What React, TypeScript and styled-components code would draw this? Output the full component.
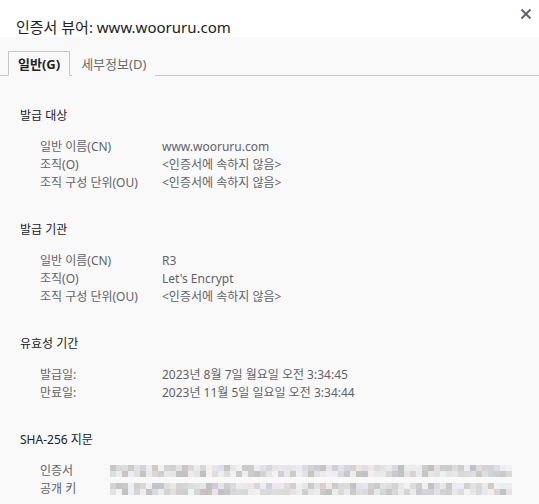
import styled, { createGlobalStyle } from 'styled-components';

const GlobalStyle = createGlobalStyle`
  html, body {
    margin: 0;
    padding: 0;
    background: #f9f9f9;
  }
  body {
    font-family: 'Noto Sans', 'Noto Sans CJK KR', sans-serif;
    color: #5f6368;
  }
`;

type Row = { label: string; value?: string; blurred?: boolean };
type SectionData = { title: string; rows: Row[] };

const NOT_PART = '<인증서에 속하지 않음>';

const sections: SectionData[] = [
  {
    title: '발급 대상',
    rows: [
      { label: '일반 이름(CN)', value: 'www.wooruru.com' },
      { label: '조직(O)', value: NOT_PART },
      { label: '조직 구성 단위(OU)', value: NOT_PART },
    ],
  },
  {
    title: '발급 기관',
    rows: [
      { label: '일반 이름(CN)', value: 'R3' },
      { label: '조직(O)', value: "Let's Encrypt" },
      { label: '조직 구성 단위(OU)', value: NOT_PART },
    ],
  },
  {
    title: '유효성 기간',
    rows: [
      { label: '발급일:', value: '2023년 8월 7일 월요일 오전 3:34:45' },
      { label: '만료일:', value: '2023년 11월 5일 일요일 오전 3:34:44' },
    ],
  },
  {
    title: 'SHA-256 지문',
    rows: [
      { label: '인증서', blurred: true },
      { label: '공개 키', blurred: true },
    ],
  },
];

const Dialog = styled.div`
  width: 539px;
  height: 504px;
  overflow: hidden;
  background: #f9f9f9;
`;

const Header = styled.header`
  height: 37px;
  background: #ffffff;
  display: flex;
  align-items: flex-start;
  justify-content: space-between;
  padding: 0 5px 0 16px;
  box-sizing: border-box;
`;

const Title = styled.h1`
  margin: 17px 0 0;
  font-size: 15px;
  font-weight: 400;
  line-height: 20px;
  color: #202124;
`;

const CloseButton = styled.button`
  margin-top: 6px;
  width: 16px;
  height: 16px;
  padding: 0;
  border: none;
  background: transparent;
  display: flex;
  align-items: center;
  justify-content: center;
  color: #5f6368;
`;

const TabBar = styled.nav`
  display: flex;
  align-items: flex-end;
  height: 39px;
  padding-left: 8px;
  border-bottom: 1px solid #c6c6c6;
  box-sizing: border-box;
`;

const Tab = styled.div<{ $active?: boolean }>`
  height: 25px;
  box-sizing: border-box;
  padding: 0 9px;
  margin-bottom: -1px;
  display: flex;
  align-items: center;
  font-size: 13px;
  font-weight: ${({ $active }) => ($active ? 700 : 400)};
  color: ${({ $active }) => ($active ? '#202124' : '#6b6b6b')};
  border: ${({ $active }) => ($active ? '1px solid #c6c6c6' : 'none')};
  border-bottom-color: #f9f9f9;
  background: #f9f9f9;
  margin-right: 2px;
`;

const Body = styled.main`
  padding: 31px 0 0 20px;
  display: flex;
  flex-direction: column;
  gap: 29px;
`;

const Section = styled.section`
  display: flex;
  flex-direction: column;
  gap: 13px;
`;

const Heading = styled.h2`
  margin: 0;
  font-size: 12px;
  font-weight: 400;
  line-height: 18px;
  color: #202124;
`;

const Fields = styled.dl`
  margin: 0;
  padding-left: 20px;
  display: grid;
  grid-template-columns: 122px 1fr;
  grid-auto-rows: 18px;
  font-size: 12px;
  line-height: 18px;
`;

const Label = styled.dt`
  color: #5f6368;
`;

const Value = styled.dd`
  margin: 0;
  color: #5f6368;
  white-space: pre;
  display: flex;
  align-items: center;
`;

const Mosaic = styled.div`
  display: grid;
  grid-template-columns: repeat(67, 6px);
  grid-template-rows: 6px 6px;
  margin-left: -52px;
`;

const Cell = styled.span`
  display: block;
`;

// deterministic pseudo-random gray tiles standing in for the blurred hash
const tileColors = (seed: number) => {
  let s = seed;
  const out: string[] = [];
  for (let i = 0; i < 134; i++) {
    s = (s * 9301 + 49297) % 233280;
    const r = s / 233280;
    const g = Math.round(192 + r * 50);
    s = (s * 9301 + 49297) % 233280;
    const tint = s / 233280;
    const rr = g + (tint > 0.85 ? 6 : 0);
    const bb = g + (tint < 0.15 ? 8 : 0);
    out.push(`rgb(${Math.min(rr, 245)}, ${g}, ${Math.min(bb, 245)})`);
  }
  return out;
};

const BlurredHash = ({ seed }: { seed: number }) => (
  <Mosaic>
    {tileColors(seed).map((c, i) => (
      <Cell key={i} style={{ background: c }} />
    ))}
  </Mosaic>
);

export default function App() {
  return (
    <Dialog>
      <GlobalStyle />
      <Header>
        <Title>인증서 뷰어: www.wooruru.com</Title>
        <CloseButton aria-label="닫기">
          <svg width="12" height="12" viewBox="0 0 12 12">
            <path d="M1.5 1.5 L10.5 10.5 M10.5 1.5 L1.5 10.5" stroke="#5f6368" strokeWidth="2" />
          </svg>
        </CloseButton>
      </Header>
      <TabBar>
        <Tab $active>일반(G)</Tab>
        <Tab>세부정보(D)</Tab>
      </TabBar>
      <Body>
        {sections.map((sec, si) => (
          <Section key={sec.title}>
            <Heading>{sec.title}</Heading>
            <Fields>
              {sec.rows.map((row, ri) => (
                <div key={row.label} style={{ display: 'contents' }}>
                  <Label>{row.label}</Label>
                  <Value>
                    {row.blurred ? <BlurredHash seed={si * 31 + ri * 7 + 5} /> : row.value}
                  </Value>
                </div>
              ))}
            </Fields>
          </Section>
        ))}
      </Body>
    </Dialog>
  );
}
◆ ◆ ◆ ◆ ◆ ◆ ◆
_Exercise_
Every line from the top of the material above through the line with "const NOT_PART = '<인증서에 속하지 않음>';" should be duplicated exactly, please; leave out the pictures.

_Solution to this task_
What React, TypeScript and styled-components code would draw this? Output the full component.
import styled, { createGlobalStyle } from 'styled-components';

const GlobalStyle = createGlobalStyle`
  html, body {
    margin: 0;
    padding: 0;
    background: #f9f9f9;
  }
  body {
    font-family: 'Noto Sans', 'Noto Sans CJK KR', sans-serif;
    color: #5f6368;
  }
`;

type Row = { label: string; value?: string; blurred?: boolean };
type SectionData = { title: string; rows: Row[] };

const NOT_PART = '<인증서에 속하지 않음>';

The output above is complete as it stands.